As the world-building progresses throughout the collected volume, the reader slowly greets the characters and comes to understand how they are integral to not only the series, but its forward momentum. In many ways, the focus on world-building in the first issue is pertinent for readers following the plot as the characters do. The character of Sonata herself is a likeable protagonist that serves as the reader’s surrogate.
More interesting is the world that has been built by Hine and Haberlin. It’s one where two opposing ideologies believe their planet to be a holy land. Amidst this holy land is a presence of Sleeping Giants that proactively appear to be either monsters or gods. It’s no surprise that this series has been picked up for a television adaptation, as Hine recently announced. What’s more amazing is the allegorical nature that this series explores.
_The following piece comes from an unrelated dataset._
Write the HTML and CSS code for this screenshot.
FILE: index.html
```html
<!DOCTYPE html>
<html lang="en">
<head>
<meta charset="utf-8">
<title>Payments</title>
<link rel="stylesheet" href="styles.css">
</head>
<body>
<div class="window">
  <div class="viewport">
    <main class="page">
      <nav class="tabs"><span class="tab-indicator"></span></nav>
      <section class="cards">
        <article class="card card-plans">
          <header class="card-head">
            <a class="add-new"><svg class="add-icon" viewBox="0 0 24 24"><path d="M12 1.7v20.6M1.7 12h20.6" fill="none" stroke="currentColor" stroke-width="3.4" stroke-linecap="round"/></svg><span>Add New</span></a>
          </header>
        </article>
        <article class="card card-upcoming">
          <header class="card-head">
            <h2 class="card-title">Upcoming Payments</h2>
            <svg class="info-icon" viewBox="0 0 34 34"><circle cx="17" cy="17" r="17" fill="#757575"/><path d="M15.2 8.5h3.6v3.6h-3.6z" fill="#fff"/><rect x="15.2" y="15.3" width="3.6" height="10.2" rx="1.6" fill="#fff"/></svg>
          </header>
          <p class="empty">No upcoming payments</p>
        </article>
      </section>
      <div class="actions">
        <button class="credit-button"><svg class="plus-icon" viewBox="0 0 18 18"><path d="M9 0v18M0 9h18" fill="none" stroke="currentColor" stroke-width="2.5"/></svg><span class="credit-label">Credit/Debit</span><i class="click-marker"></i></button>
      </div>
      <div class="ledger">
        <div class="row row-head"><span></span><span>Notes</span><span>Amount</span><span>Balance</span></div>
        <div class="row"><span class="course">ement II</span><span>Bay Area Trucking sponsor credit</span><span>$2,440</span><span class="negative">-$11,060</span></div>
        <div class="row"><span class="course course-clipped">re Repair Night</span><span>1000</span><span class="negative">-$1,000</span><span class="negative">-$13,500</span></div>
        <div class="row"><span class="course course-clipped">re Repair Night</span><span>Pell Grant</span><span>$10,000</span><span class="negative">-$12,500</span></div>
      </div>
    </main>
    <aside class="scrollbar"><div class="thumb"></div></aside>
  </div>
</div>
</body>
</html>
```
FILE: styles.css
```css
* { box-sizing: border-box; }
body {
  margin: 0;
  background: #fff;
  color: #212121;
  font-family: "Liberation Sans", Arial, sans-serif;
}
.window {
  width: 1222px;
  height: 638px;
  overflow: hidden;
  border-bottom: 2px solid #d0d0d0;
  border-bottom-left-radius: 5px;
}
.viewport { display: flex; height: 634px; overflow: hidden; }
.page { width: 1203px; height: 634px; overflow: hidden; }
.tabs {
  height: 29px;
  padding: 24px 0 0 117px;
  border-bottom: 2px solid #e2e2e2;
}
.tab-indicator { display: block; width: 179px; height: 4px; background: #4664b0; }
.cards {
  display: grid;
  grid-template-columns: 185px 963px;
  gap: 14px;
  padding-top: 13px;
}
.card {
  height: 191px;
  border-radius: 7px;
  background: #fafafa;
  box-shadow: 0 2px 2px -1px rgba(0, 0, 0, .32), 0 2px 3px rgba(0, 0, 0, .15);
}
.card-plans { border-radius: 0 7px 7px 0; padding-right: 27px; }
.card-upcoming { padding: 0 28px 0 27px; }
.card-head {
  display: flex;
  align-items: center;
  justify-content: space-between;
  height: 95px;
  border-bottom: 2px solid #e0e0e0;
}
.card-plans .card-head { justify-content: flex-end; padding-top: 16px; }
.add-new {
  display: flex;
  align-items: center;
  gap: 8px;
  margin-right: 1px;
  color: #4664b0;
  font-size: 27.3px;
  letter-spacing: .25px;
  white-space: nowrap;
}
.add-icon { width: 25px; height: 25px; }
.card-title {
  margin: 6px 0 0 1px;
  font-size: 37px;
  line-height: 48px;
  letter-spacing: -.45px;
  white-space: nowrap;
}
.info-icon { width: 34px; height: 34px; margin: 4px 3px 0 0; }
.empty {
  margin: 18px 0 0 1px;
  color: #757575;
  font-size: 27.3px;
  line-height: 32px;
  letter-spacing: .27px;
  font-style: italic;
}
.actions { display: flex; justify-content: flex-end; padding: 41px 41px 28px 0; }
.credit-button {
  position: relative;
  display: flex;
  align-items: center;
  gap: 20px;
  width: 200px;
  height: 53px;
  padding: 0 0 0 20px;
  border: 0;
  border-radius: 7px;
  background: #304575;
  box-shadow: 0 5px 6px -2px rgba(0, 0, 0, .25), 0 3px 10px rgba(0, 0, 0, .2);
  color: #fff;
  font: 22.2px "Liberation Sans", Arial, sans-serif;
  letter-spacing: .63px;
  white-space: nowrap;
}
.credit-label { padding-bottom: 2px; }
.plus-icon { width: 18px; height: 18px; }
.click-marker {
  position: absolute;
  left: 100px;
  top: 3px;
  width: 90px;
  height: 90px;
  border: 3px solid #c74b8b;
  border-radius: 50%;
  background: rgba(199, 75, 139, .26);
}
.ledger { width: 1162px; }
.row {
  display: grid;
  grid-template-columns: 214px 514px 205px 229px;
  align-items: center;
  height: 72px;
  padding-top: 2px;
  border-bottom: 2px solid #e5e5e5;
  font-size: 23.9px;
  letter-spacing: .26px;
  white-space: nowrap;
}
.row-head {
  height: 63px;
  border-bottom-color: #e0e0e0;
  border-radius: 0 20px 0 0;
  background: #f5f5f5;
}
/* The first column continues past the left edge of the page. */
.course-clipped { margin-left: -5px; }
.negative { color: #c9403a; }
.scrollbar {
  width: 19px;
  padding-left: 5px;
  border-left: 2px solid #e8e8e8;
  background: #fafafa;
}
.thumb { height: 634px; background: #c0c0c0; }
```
At its heart, it’s the idea of finding a place where you can then find yourself, serving as a representation of the unabashed horrors that colonialism brought about in the modern world.
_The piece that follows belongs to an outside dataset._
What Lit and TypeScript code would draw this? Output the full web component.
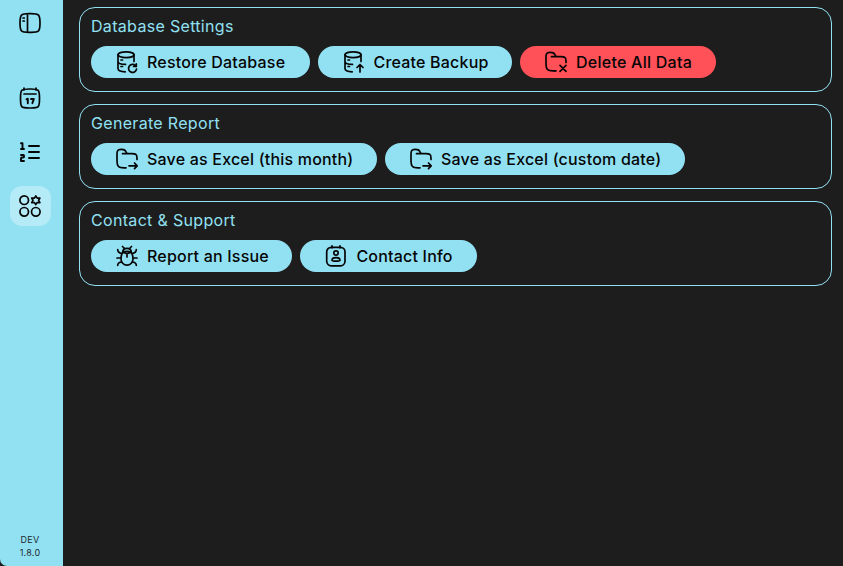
import { LitElement, html, css, svg, SVGTemplateResult } from "lit";
import { customElement, property } from "lit/decorators.js";

const dbBody = svg`<ellipse cx="11" cy="4.700" rx="8" ry="2.900"/><path d="M6 10h1.500M6 16.500h1.500M3 11.500c0 1.600 3 2.900 7.500 2.900M19 4.700v6.800M3 4.700v13.800c0 1.900 3 3.200 7.200 3.400"/>`;
const folder = svg`<path d="M11 20.800H9C5.500 20.800 4.500 20.500 3.500 19.500C2 18.100 2 16 2 13V7.900C2 5.900 2 4.900 2.400 4.200C2.700 3.600 3.200 3 3.800 2.700C4.500 2.300 5.500 2.300 6.500 2.300C9 2.300 10 2.600 10.800 4.300L12 6.700M7.500 6.700H16.800C18.900 6.700 20 6.700 20.700 7.200C22.300 8.200 22 10 22 12.500"/>`;

const icons: Record<string, SVGTemplateResult> = {
  sidebar: svg`<path d="M2 12c0-4.300 0-6.400 1.500-7.900C5 2.700 7.200 2.700 11 2.700h2c3.800 0 6 0 7.500 1.400C22 5.600 22 7.700 22 12s0 6.400-1.500 7.900C19 21.300 16.800 21.300 13 21.300h-2c-3.800 0-6 0-7.500-1.400C2 18.400 2 16.300 2 12zM9.500 3v18M5 7h1.300M5 10h1.300"/>`,
  calendar: svg`<path d="M18 2v2M6 2v2M6 8h12"/><path d="M2.500 12.200c0-4.300 0-6.500 1.300-7.800S7.200 3 11.200 3h1.600c4 0 6.100 0 7.400 1.400s1.300 3.500 1.300 7.800v.6c0 4.300 0 6.500-1.300 7.800S16.800 22 12.800 22h-1.600c-4 0-6.100 0-7.400-1.400s-1.300-3.500-1.300-7.800z"/><path d="M8.500 13.300l1-.6h.3v4.500M13 13h2.800c0 1.400-1.100 2.400-1.400 4.200" stroke-width="1.900"/>`,
  list: svg`<path d="M11 6h10M11 12h10M11 18h10M3 3.200h1.500V9M3 9h3M3 15h2.300q.7 0 .7.800v1q0 .7-.7.700h-1.500q-.8 0-.8.800V21h3" stroke-width="1.900"/>`,
  grid: svg`<circle cx="6.200" cy="6.200" r="4.300"/><circle cx="6.200" cy="17.800" r="4.300"/><circle cx="17.800" cy="17.800" r="4.300"/><path d="M17.800 2l1.400 2.100 2.700-.1-1.300 2.300 1.300 2.300-2.700-.1-1.400 2.100-1.400-2.100-2.700.1 1.300-2.300L13.700 4l2.700.1z"/>`,
  restore: svg`${dbBody}<path d="M20.300 15.500A4 4 0 1 0 21.500 19.200M21.300 13.800v2.700h-2.700"/>`,
  backup: svg`${dbBody}<path d="M18 22v-7.300M15 17.500l3-3 3 3"/>`,
  folderX: svg`${folder}<path d="M11 20.800h1M16 15.300l6 6M22 15.300l-6 6"/>`,
  folderGo: svg`${folder}<path d="M14 18.800h8M19.500 16L22.200 18.800l-2.700 2.800"/>`,
  bug: svg`<path d="M12 21.200c-3.500 0-6-2.900-6-6.500 0-2.500.6-4.600 1.700-6.500 2.800-1 5.800-1 8.600 0C17.400 10.100 18 12.200 18 14.700c0 3.600-2.500 6.500-6 6.500zM7.700 8.200C7.700 5.500 9.500 4.300 12 4.300s4.300 1.200 4.300 3.900M7.700 8.200L12 9.700l4.300-1.500M12 13V9.700M9.500 4.500L7.500 2.500M14.500 4.500L16.500 2.500M6.800 9.500C4 9 2.700 8 2.700 5.500M17.200 9.500C20 9 21.300 8 21.300 5.500M6 14H2M18 14H22M7 18c-2.500.1-4.300 1-4.300 3.300M17 18c2.500.1 4.300 1 4.300 3.300"/>`,
  contact: svg`<rect x="2.700" y="3.300" width="18.300" height="18.500" rx="4.500"/><path d="M8 1.800v2M16 1.800v2"/><circle cx="12" cy="9" r="2.200"/><path d="M8 16.200c0-3.400 8-3.400 8 0 0 1.300-8 1.300-8 0z"/>`,
};

@customElement("ui-icon")
export class UiIcon extends LitElement {
  static styles = css`
    :host { display: block; width: 24px; height: 24px; flex: none; }
    .glyph { display: block; width: 100%; height: 100%; fill: none; stroke: #050505; stroke-width: 1.7; stroke-linecap: round; stroke-linejoin: round; }
  `;
  @property() name = "";
  render() {
    return html`<svg class="glyph" viewBox="0 0 24 24">${icons[this.name]}</svg>`;
  }
}

type Action = { icon: string; label: string; fit: string; danger?: boolean };
type Section = { title: string; actions: Action[] };

const sections: Section[] = [
  { title: "Database Settings", actions: [
    { icon: "restore", label: "Restore Database", fit: "w218" },
    { icon: "backup", label: "Create Backup", fit: "w195" },
    { icon: "folderX", label: "Delete All Data", fit: "w196", danger: true },
  ] },
  { title: "Generate Report", actions: [
    { icon: "folderGo", label: "Save as Excel (this month)", fit: "w286" },
    { icon: "folderGo", label: "Save as Excel (custom date)", fit: "w300" },
  ] },
  { title: "Contact & Support", actions: [
    { icon: "bug", label: "Report an Issue", fit: "w202" },
    { icon: "contact", label: "Contact Info", fit: "w177" },
  ] },
];

@customElement("app-root")
export class AppRoot extends LitElement {
  static styles = css`
    :host { display: flex; height: 100vh; overflow: hidden; background: #1d1d1d; font-family: Inter, "Liberation Sans", sans-serif; }
    * { box-sizing: border-box; }
    .side { width: 63px; flex: none; background: radial-gradient(circle at 7px calc(100% - 7px), #92e1f3 7px, transparent 7.5px) left bottom / 7px 7px no-repeat, #92e1f3; border-bottom-left-radius: 7px; display: flex; flex-direction: column; align-items: center; padding: 3px 3px 7px 0; }
    .nav { width: 41px; height: 40px; border-radius: 12px; display: grid; place-items: center; margin-bottom: 14px; flex: none; }
    .toggle { margin-bottom: 35px; }
    .active { background: #b4ebf7; }
    .version { margin-top: auto; font-size: 9px; line-height: 13px; text-align: center; color: #1d2b2f; letter-spacing: 0.25px; }
    .main { flex: 1; display: flex; flex-direction: column; gap: 12px; padding: 7px 11px 0 16px; }
    .card { height: 85px; border: 1px solid #92e1f3; border-radius: 16px; padding: 6px 11px; }
    .title { margin: 0; font-size: 16px; font-weight: 400; line-height: 24px; color: #92e1f3; letter-spacing: 0.32px; }
    .row { display: flex; gap: 8px; margin-top: 8px; }
    .btn { height: 32px; border: 0; border-radius: 16px; padding: 0 0 0 24px; display: flex; align-items: center; gap: 8px; background: #92e1f3; color: #050505; font: 500 16px/24px Inter, sans-serif; white-space: nowrap; letter-spacing: 0.2px; }
    .danger { background: #ff5157; letter-spacing: 0.25px; }
    .w218 { width: 218.5px; } .w195 { width: 194.5px; } .w196 { width: 196px; }
    .w286 { width: 286px; } .w300 { width: 300px; } .w202 { width: 201.4px; } .w177 { width: 176.6px; }
  `;
  render() {
    return html`
      <nav class="side">
        <div class="nav toggle"><ui-icon name="sidebar"></ui-icon></div>
        <div class="nav"><ui-icon name="calendar"></ui-icon></div>
        <div class="nav"><ui-icon name="list"></ui-icon></div>
        <div class="nav active"><ui-icon name="grid"></ui-icon></div>
        <div class="version">DEV<br />1.8.0</div>
      </nav>
      <main class="main">
        ${sections.map((s) => html`
          <section class="card">
            <h2 class="title">${s.title}</h2>
            <div class="row">
              ${s.actions.map((a) => html`<button class="btn ${a.fit} ${a.danger ? "danger" : ""}"><ui-icon name=${a.icon}></ui-icon><span>${a.label}</span></button>`)}
            </div>
          </section>`)}
      </main>`;
  }
}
Even more impressive is the artwork by Haberlin and Geirrod Van Dyke that portrays a complementary style for the plot and world-building. It’s a beautiful mix of realism and steampunk art styles along with employing photogenic backgrounds. This collage of styles brings a joyous aesthetic for this series.
Creative Team: David Hine & Brian Haberlin (writers), Brian Haberlin (artist), Geirrod Van Dyke (colorist), Francis Takenaga (letterer)
Publisher: Shadowline / Image Comics
Click here to purchase.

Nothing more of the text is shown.